My fridge freezer broke and these were the only ingredients that survived. I had to use my culinary creative juices to come up with a dish, as it was a Sunday evening and no shops were open near me!
Serves: 2 (Makes 6 tacos in total)
Perfect for: Chorizo lovers/ Fans of mexican food.
Perfect when: Your fridge has broken and this is all you have.
Difficulty: 1/5 (3/5 if making the tortillas from scratch)
Time: 2/5 (3 /5 if making the tortillas from scratch)
Why it works:
The sweetness and cooling affect of the melon compliments the spicy, meatiness of the chorizo. Melon and salt are a classic combination (e.g. parma ham and melon, watermelon and feta).
The crushed roasted corn adds great texture to the taco.
I made the tortillas from scratch as I wanted to try it out. Shop bought small tortillas work just as well.
The fried/ roasted corn can be found in the snack section of a supermarket, near the nuts and crisps. I used a paprika flavour one. They are popular snacks in Spain/ South America and are also known as corn nuts or quicos.
The cup measurements I use are the American cup measures.
- 1 ½ cup diced chorizo (use cooking chorizo if available)
- 1 tsp fennel seeds
- ¾ tsp dried chilli flakes
- ½ cup of fried/ roasted crispy corn
For the salsa:
- ¼ of a galia melon, finely diced
- 15-20 mint leaves, finely sliced
- ½ of a red bell pepper, finely diced (roughly same amount as melon)
- Salt to taste
- Zest and juice from half a lime
- 1 ½ tsp sugar (or to taste)
For the tortillas (if making):
- 3 cups of plain white flour
- 1 tsp salt
- 2 tbsp extra virgin olive oil
- If making tortillas: combine flour salt and oil in a bowl. Add boiling water in small amounts, mixing with a fork as you go along, to form a ball of dough. Knead for 2 minutes and set aside.
- Salsa: combine all the salsa ingredients in a bowl. Taste and season as required.
- Corn topping: grind the fried corn in a food processor or pestle and mortar, to your desired size.

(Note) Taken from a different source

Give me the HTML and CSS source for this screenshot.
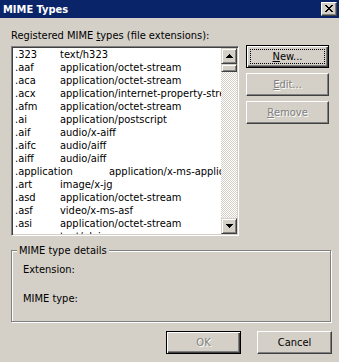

- Tortillas: flour a clean work surface/large chopping board and take a ping pong ball sized piece of dough and dip in flour. You can use the base of your palm to flatten out into a rough circle approx 10-15cm in diameter, 3mm thick. Or you can roll it out using a rolling pin.
- Tortillas: heat a frying/ pancake pan on medium high heat and add the tortilla without any oil. Cook for approximately 30 seconds a side, flipping twice. It will be cooked when black spots start to appear. If using shop bought tortillas, heat in the microwave for 30 seconds or until hot.
- Chorizo: In the meantime, place a dry frying pan on medium heat and add the chorizo into the cold pan. Add the fennel and chilli. Cook for 5-7 minutes, until the chorizo starts to colour but is still soft.
- Assembly: take a tortilla, add some chorizo and salsa and top with the ground corn. Devour.
Extra Detail/ Insight:
- This is the same method used by my family to make Indian roti (or chapathi). However salt is not added and whole wheat flour is used instead.
- Salt goes very well with melon, so don’t be cautious of adding it to the salsa. The sugar and the lime bring out the sweetness and they help marry all the flavours. If I were to make this again, I would cut the melon into smaller cubes.
- I ground the corn to approximately the size of couscous, but you can have it bigger. It’s all personal preference.
- Note you may need to put a bit extra flour on the work surface to prevent sticking.
- It’s a good idea to do step 4 and 5 with another person. One person can roll whilst the other cooks. You can use the opportunity to discuss your views on current affairs or to sing a song together.
- You don’t need any extra oil as the chorizo contains a lot of fat. I fried it crisp when I made it, but I reckon it would be tastier if the chorizo was still fairly soft. You can also cut the chorizo into larger chunks if you prefer.
- When eating mine, I spilt some down my shirt.